Well, one way to address this is by tinkering with the Planchon-Darboux algorithm itself. As I just said, it applies a steady increment to its surfaces. What if we make that increment unsteady, so that it's a random amount (within reason) for each cell where it's done? We can't allow it to get too high, or the whole map will be covered in towering plateaux, but a little variation might help. So I tried making a noise array to modulate e throughout the function, and ran it again:



This is an improvement. That nice long river on the northern continent has disappeared - no doubt its flow got somehow diverted in the shake-up, but that's not important. In general, these rivers look wigglier and curvier than the ones we had before.

There are still some annoying flaws, though. You can see that some of the rivers still have some rather angular corners in them, and a tendency to run too straight. And when I came to do the regional maps, I found that the ways they join up don't look brilliant - in particular, tributaries often meet larger rivers at right angles, when they ought really to be already turning in the same direction as the larger river before they meet (at least most of the time). Also, there is too much of a tendency to have rivers running parallel to each other for long distances without meeting, which doesn't look natural. So I made further changes to the global river calculations. First, I added a function that adds a bit more noise to the whole map - raising and lowering random points by a small amount - after the modified depression-filling algorithm. Then I made it call the depression-filling algorithm again (because that process might have created new depressions).

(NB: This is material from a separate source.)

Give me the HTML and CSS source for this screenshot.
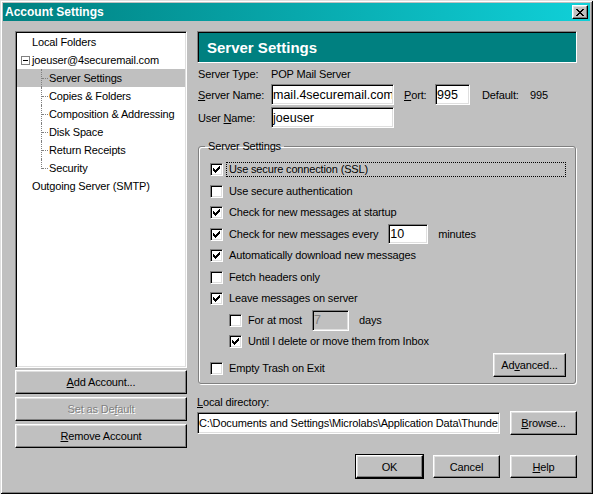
FILE: index.html
```html
<!DOCTYPE html>
<html lang="en">
<head>
  <meta charset="UTF-8">
  <title>Account Settings</title>
  <link rel="stylesheet" href="styles.css">
</head>
<body>
  <div class="window">
    <div class="titlebar">
      <span class="title">Account Settings</span>
      <div class="close">
        <svg width="8" height="7" viewBox="0 0 8 7" shape-rendering="crispEdges">
          <path d="M0 0h2v1h-2zM6 0h2v1h-2zM1 1h2v1h-2zM5 1h2v1h-2zM2 2h4v1h-4zM3 3h2v1h-2zM2 4h4v1h-4zM1 5h2v1h-2zM5 5h2v1h-2zM0 6h2v1h-2zM6 6h2v1h-2z" fill="#000"/>
        </svg>
      </div>
    </div>

    <div class="content">
      <!-- account tree + account buttons -->
      <div class="sidebar">
        <div class="tree">
          <div class="node"><span class="gutter"></span>Local Folders</div>
          <div class="node"><span class="gutter"><span class="toggle"></span></span>joeuser@4securemail.com</div>
          <div class="node child selected"><span class="branch"></span>Server Settings</div>
          <div class="node child"><span class="branch"></span>Copies &amp; Folders</div>
          <div class="node child"><span class="branch"></span>Composition &amp; Addressing</div>
          <div class="node child"><span class="branch"></span>Disk Space</div>
          <div class="node child"><span class="branch"></span>Return Receipts</div>
          <div class="node child last"><span class="branch"></span>Security</div>
          <div class="node"><span class="gutter"></span>Outgoing Server (SMTP)</div>
        </div>
        <button class="btn side-btn"><u>A</u>dd Account...</button>
        <button class="btn side-btn" disabled>Set as De<u>f</u>ault</button>
        <button class="btn side-btn"><u>R</u>emove Account</button>
      </div>

      <div class="main">
        <div class="panel-header">Server Settings</div>

        <div class="row info-row">
          <span class="lbl">Server Type:</span>
          <span>POP Mail Server</span>
        </div>
        <div class="row field-row">
          <span class="lbl"><u>S</u>erver Name:</span>
          <input class="textbox big name-box" type="text" value="mail.4securemail.com">
          <span class="lbl-port"><u>P</u>ort:</span>
          <input class="textbox big port-box" type="text" value="995">
          <span class="lbl-default">Default:</span>
          <span>995</span>
        </div>
        <div class="row field-row">
          <span class="lbl">User <u>N</u>ame:</span>
          <input class="textbox big name-box" type="text" value="joeuser">
        </div>

        <fieldset class="group">
          <legend>Server Settings</legend>
          <div class="check-row">
            <span class="check on"></span><span class="check-label focus">Use secure connection (SSL)</span>
          </div>
          <div class="check-row">
            <span class="check"></span><span class="check-label">Use secure authentication</span>
          </div>
          <div class="check-row">
            <span class="check on"></span><span class="check-label">Check for new messages at startup</span>
          </div>
          <div class="check-row">
            <span class="check on"></span><span class="check-label">Check for new messages every</span>
            <input class="textbox big minutes-box" type="text" value="10">
            <span class="unit">minutes</span>
          </div>
          <div class="check-row">
            <span class="check on"></span><span class="check-label">Automatically download new messages</span>
          </div>
          <div class="check-row">
            <span class="check"></span><span class="check-label">Fetch headers only</span>
          </div>
          <div class="check-row">
            <span class="check on"></span><span class="check-label">Leave messages on server</span>
          </div>
          <div class="check-row sub">
            <span class="check"></span><span class="check-label">For at most</span>
            <input class="textbox big days-box" type="text" value="7" disabled>
            <span class="unit">days</span>
          </div>
          <div class="check-row sub">
            <span class="check on"></span><span class="check-label">Until I delete or move them from Inbox</span>
          </div>
          <div class="last-row">
            <div class="check-row">
              <span class="check"></span><span class="check-label">Empty Trash on Exit</span>
            </div>
            <button class="btn advanced-btn">Ad<u>v</u>anced...</button>
          </div>
        </fieldset>

        <div class="dir-label"><u>L</u>ocal directory:</div>
        <div class="dir-row">
          <input class="textbox dir-box" type="text" value="C:\Documents and Settings\Microlabs\Application Data\Thunderbird\Profiles">
          <button class="btn browse-btn"><u>B</u>rowse...</button>
        </div>

        <div class="footer">
          <button class="btn default-btn">OK</button>
          <button class="btn">Cancel</button>
          <button class="btn"><u>H</u>elp</button>
        </div>
      </div>
    </div>
  </div>
</body>
</html>
```

FILE: styles.css
```css
* {
  box-sizing: border-box;
}
body {
  margin: 0;
  font-family: "Liberation Sans", Arial, sans-serif;
  font-size: 11px;
  letter-spacing: -0.15px;
  color: #000;
  background: #c0c0c0;
}
u {
  text-decoration: underline;
  text-underline-offset: 1px;
}
.window {
  width: 593px;
  height: 494px;
  padding: 3px;
  background: #c0c0c0;
  box-shadow: inset 1px 1px #dfdfdf, inset -1px -1px #000, inset 2px 2px #fff, inset -2px -2px #808080;
}
.titlebar {
  height: 18px;
  display: flex;
  align-items: center;
  justify-content: space-between;
  padding: 0 2px;
  background: linear-gradient(to right, #008080, #10d0d8);
  color: #fff;
}
.title {
  font-weight: bold;
  font-size: 12px;
  letter-spacing: 0;
}
.close {
  width: 16px;
  height: 14px;
  display: flex;
  align-items: center;
  justify-content: center;
  background: #c0c0c0;
  border: 1px solid;
  border-color: #fff #000 #000 #fff;
  box-shadow: inset -1px -1px #808080, inset 1px 1px #dfdfdf;
}
.content {
  display: flex;
  gap: 10px;
  padding: 10px 13px 0 12px;
}

/* tree */
.sidebar {
  width: 172px;
  display: flex;
  flex-direction: column;
}
.tree {
  height: 337px;
  padding: 1px;
  background: #fff;
  border: 1px solid;
  border-color: #808080 #fff #fff #808080;
  box-shadow: inset 1px 1px #000, inset -1px -1px #dfdfdf;
}
.node {
  height: 18px;
  display: flex;
  align-items: center;
  white-space: nowrap;
}
.node.selected {
  background: #c0c0c0;
}
.gutter {
  width: 15px;
  display: flex;
  align-items: center;
}
.toggle {
  position: relative;
  width: 9px;
  height: 9px;
  margin-left: 4px;
  border: 1px solid #808080;
  background: #fff;
}
.toggle::after {
  content: "";
  position: absolute;
  left: 1px;
  top: 3px;
  width: 5px;
  height: 1px;
  background: #000;
}
.branch {
  position: relative;
  width: 32px;
  align-self: stretch;
}
.branch::before {
  content: "";
  position: absolute;
  left: 24px;
  top: 0;
  bottom: 0;
  border-left: 1px dotted #808080;
}
.last .branch::before {
  bottom: 8px;
}
.branch::after {
  content: "";
  position: absolute;
  left: 25px;
  top: 9px;
  width: 6px;
  border-top: 1px dotted #808080;
}

/* buttons */
.btn {
  height: 24px;
  padding: 0;
  font-family: inherit;
  font-size: 11px;
  letter-spacing: -0.15px;
  color: #000;
  background: #c0c0c0;
  border: 1px solid;
  border-color: #fff #000 #000 #fff;
  box-shadow: inset -1px -1px #808080, inset 1px 1px #dfdfdf;
}
.btn:disabled {
  color: #808080;
  text-shadow: 1px 1px #fff;
}
.side-btn {
  margin-top: 3px;
}
.tree + .side-btn {
  margin-top: 2px;
}

/* right side */
.main {
  width: 380px;
  display: flex;
  flex-direction: column;
}
.panel-header {
  height: 32px;
  display: flex;
  align-items: center;
  padding-left: 9px;
  background: #008080;
  color: #fff;
  font-size: 15px;
  font-weight: bold;
  letter-spacing: 0;
  border: 1px solid;
  border-color: #808080 #fff #fff #808080;
  box-shadow: inset 1px 1px #000;
}
.row {
  display: flex;
  align-items: center;
  padding-left: 1px;
  white-space: nowrap;
}
.info-row {
  height: 16px;
  margin-top: 3px;
}
.field-row {
  height: 21px;
  margin-top: 2px;
}
.lbl {
  width: 73px;
  flex: none;
}
.lbl-port {
  width: 31px;
  margin-left: 10px;
}
.lbl-default {
  width: 48px;
  margin-left: 12px;
}
.textbox {
  height: 21px;
  margin: 0;
  padding: 0 1px;
  font-family: inherit;
  font-size: 11px;
  letter-spacing: -0.15px;
  color: #000;
  background: #fff;
  border: 1px solid;
  border-color: #808080 #fff #fff #808080;
  box-shadow: inset 1px 1px #000, inset -1px -1px #dfdfdf;
  outline: none;
}
.textbox.big {
  font-size: 12.5px;
  letter-spacing: 0;
}
.textbox:disabled {
  background: #c0c0c0;
  color: #808080;
}
.name-box {
  width: 123px;
}
.port-box {
  width: 35px;
}

/* group box */
.group {
  margin: 12px 1px 0;
  padding: 6px 9px 6px 11px;
  border: 1px solid #808080;
  border-radius: 3px;
  box-shadow: 1px 1px #fff, inset 1px 1px #fff;
}
.group legend {
  margin-left: -5px;
  padding: 0 3px;
  line-height: 13px;
}
.check-row {
  height: 21.5px;
  display: flex;
  align-items: center;
  white-space: nowrap;
}
.check-row.sub {
  padding-left: 19px;
}
.check {
  width: 13px;
  height: 13px;
  flex: none;
  display: flex;
  align-items: center;
  justify-content: center;
  background: #fff;
  border: 1px solid;
  border-color: #808080 #fff #fff #808080;
  box-shadow: inset 1px 1px #000, inset -1px -1px #dfdfdf;
}
.check.on::after {
  content: "";
  width: 7px;
  height: 7px;
  background: url("data:image/svg+xml,%3Csvg xmlns='http://www.w3.org/2000/svg' width='7' height='7' shape-rendering='crispEdges'%3E%3Cpath d='M0 2h1v3h-1zM1 3h1v3h-1zM2 4h1v3h-1zM3 3h1v3h-1zM4 2h1v3h-1zM5 1h1v3h-1zM6 0h1v3h-1z'/%3E%3C/svg%3E");
}
.check-label {
  margin-left: 3px;
  padding: 0 2px;
  line-height: 13px;
  border: 1px solid transparent;
}
.check-label.focus {
  flex: 1;
  border: 1px dotted #000;
}
.minutes-box {
  width: 40px;
  height: 20px;
  margin-left: 7px;
}
.days-box {
  width: 37px;
  margin-left: 7px;
}
.unit {
  margin-left: 10px;
}
.last-row {
  height: 24px;
  margin-top: 0.5px;
  display: flex;
  justify-content: space-between;
}
.last-row .check-row {
  height: 13px;
  align-self: flex-end;
  margin-bottom: 2px;
}
.advanced-btn {
  width: 73px;
}
.dir-label {
  margin-top: 12px;
  height: 13px;
  line-height: 13px;
}
.dir-row {
  display: flex;
  align-items: center;
  gap: 10px;
  margin-top: 2px;
}
.dir-box {
  width: 303px;
  height: 22px;
}
.browse-btn {
  width: 67px;
}
.footer {
  display: flex;
  justify-content: flex-end;
  gap: 10px;
  margin-top: 20px;
}
.footer .btn {
  width: 67px;
  height: 23px;
}
.default-btn {
  outline: 1px solid #000;
}
```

Then I made some changes to after the point at which UW works out the flow directions, but before it works out the flow volumes. Now it does some further tinkering with the flow directions. It goes over the whole map and forces tributaries to turn in the direction of their destination rivers before hitting them, and it forces flows that run parallel to each other for a while to merge. This sometimes means altering the height of some cells, and it sometimes means that cells flow into a neighbouring cell that, although lower, isn't the lowest neighbouring cell. That's not totally realistic, because water always flows down the steepest available slope. However, I think we can get away with it. Remember that each cell on this map is 32 km across. Even if one 32 km sq area is, on average, higher than a neighbouring one, it's perfectly plausible that there might be a lower route through it that the river is taking.

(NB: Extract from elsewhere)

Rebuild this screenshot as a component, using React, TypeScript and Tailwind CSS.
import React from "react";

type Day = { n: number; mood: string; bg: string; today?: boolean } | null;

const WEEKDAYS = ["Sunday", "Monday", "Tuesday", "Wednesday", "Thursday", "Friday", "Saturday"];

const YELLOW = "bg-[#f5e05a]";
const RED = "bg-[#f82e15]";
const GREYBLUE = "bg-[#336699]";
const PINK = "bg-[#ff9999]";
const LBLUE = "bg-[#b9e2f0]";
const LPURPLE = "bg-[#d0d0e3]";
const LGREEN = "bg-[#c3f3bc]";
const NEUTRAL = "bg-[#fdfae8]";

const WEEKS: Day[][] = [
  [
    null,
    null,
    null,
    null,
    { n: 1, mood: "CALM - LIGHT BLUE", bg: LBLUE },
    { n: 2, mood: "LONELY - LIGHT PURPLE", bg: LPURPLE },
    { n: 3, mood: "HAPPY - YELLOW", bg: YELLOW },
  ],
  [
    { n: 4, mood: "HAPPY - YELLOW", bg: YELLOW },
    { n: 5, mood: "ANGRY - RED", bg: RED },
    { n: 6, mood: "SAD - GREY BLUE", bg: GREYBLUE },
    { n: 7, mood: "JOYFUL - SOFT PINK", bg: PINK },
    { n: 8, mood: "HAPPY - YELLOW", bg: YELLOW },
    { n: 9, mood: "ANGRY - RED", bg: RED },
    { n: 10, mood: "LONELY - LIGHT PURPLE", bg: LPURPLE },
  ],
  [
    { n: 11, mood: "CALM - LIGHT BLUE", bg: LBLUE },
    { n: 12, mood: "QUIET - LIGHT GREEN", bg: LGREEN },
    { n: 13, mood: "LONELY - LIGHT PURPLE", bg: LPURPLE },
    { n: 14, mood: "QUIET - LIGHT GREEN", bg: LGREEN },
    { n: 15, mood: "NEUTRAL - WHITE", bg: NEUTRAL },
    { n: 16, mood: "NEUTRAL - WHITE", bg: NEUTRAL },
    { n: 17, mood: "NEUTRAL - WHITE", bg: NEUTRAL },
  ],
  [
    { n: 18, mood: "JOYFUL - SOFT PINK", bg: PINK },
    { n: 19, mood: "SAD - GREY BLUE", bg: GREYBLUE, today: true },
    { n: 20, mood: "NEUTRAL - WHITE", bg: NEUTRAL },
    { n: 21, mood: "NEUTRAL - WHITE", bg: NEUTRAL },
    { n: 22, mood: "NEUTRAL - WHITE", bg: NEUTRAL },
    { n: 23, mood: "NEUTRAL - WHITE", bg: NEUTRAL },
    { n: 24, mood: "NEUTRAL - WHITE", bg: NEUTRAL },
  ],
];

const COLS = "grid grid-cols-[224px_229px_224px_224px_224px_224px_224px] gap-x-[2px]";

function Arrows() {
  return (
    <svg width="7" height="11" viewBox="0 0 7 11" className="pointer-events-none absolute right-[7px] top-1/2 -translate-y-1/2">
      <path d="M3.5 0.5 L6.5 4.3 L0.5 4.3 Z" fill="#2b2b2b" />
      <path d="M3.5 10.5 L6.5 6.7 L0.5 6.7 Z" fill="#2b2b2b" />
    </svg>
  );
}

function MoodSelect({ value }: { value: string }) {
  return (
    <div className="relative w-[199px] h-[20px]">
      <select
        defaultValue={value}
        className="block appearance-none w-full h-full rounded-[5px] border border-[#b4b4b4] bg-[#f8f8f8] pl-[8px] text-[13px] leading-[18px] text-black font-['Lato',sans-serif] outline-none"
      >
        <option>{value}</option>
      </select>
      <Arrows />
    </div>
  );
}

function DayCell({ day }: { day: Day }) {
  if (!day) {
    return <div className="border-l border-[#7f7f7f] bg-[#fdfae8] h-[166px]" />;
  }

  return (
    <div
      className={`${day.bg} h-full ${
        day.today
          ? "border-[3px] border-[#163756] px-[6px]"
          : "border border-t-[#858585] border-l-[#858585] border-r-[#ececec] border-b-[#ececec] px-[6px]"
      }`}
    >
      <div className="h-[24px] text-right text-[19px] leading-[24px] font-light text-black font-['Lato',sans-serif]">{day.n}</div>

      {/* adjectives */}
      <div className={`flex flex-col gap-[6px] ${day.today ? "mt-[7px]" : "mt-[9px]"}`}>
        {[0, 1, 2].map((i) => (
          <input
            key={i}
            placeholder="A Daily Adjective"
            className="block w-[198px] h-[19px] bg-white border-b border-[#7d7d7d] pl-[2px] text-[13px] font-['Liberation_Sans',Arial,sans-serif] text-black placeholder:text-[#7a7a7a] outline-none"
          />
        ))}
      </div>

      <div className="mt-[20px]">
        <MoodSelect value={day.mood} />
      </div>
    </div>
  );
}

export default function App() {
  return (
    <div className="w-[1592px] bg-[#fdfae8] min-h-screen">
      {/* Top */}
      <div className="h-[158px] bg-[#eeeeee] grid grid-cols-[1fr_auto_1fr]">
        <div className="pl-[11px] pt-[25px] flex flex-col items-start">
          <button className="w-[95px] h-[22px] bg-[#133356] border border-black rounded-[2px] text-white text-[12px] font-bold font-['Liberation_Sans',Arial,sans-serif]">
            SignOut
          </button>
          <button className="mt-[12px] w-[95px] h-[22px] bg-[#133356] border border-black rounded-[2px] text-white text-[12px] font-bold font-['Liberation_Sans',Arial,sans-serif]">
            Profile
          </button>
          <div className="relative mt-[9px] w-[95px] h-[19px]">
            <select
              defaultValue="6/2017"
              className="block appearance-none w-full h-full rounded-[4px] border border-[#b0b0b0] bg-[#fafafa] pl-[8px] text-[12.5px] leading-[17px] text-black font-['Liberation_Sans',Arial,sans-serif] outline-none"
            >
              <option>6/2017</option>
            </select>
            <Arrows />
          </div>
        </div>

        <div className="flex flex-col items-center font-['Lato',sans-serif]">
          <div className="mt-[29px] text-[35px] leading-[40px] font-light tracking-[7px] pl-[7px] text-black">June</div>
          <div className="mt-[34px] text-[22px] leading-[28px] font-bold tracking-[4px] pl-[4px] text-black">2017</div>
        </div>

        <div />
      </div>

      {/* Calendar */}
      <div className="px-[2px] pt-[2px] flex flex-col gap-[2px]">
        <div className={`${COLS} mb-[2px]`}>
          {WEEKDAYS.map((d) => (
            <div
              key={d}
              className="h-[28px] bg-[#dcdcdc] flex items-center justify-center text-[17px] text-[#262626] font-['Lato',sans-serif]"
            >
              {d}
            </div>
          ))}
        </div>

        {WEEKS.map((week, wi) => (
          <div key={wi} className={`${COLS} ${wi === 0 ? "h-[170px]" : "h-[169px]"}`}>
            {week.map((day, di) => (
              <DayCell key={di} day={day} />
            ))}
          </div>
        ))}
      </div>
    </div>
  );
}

All of that was incredibly tedious and tricky to do, but I think it helped. So here's the final river map, after all of those tweaks:



And I think that looks pretty reasonable. Of course we can't see the details of the rivers very well at this scale, but this provides us with a good framework for creating the rivers on the regional maps when we get to that stage.

You'll notice that I've said nothing about erosion in all of this. That's deliberate, because of the scale we're dealing with here. Look at a map of the whole world: you won't, for the most part, see any obvious river valleys or estuaries. They are simply too small-scale to see on a global map. So I'm assuming that, on the global map, there is no discernible erosion; we can get away with imagining that rivers simply flow over the land as if it's made of plastic and don't alter it in any way. Of course we won't be able to get away with that at the regional level. Making rivers at the regional level is going to be fun.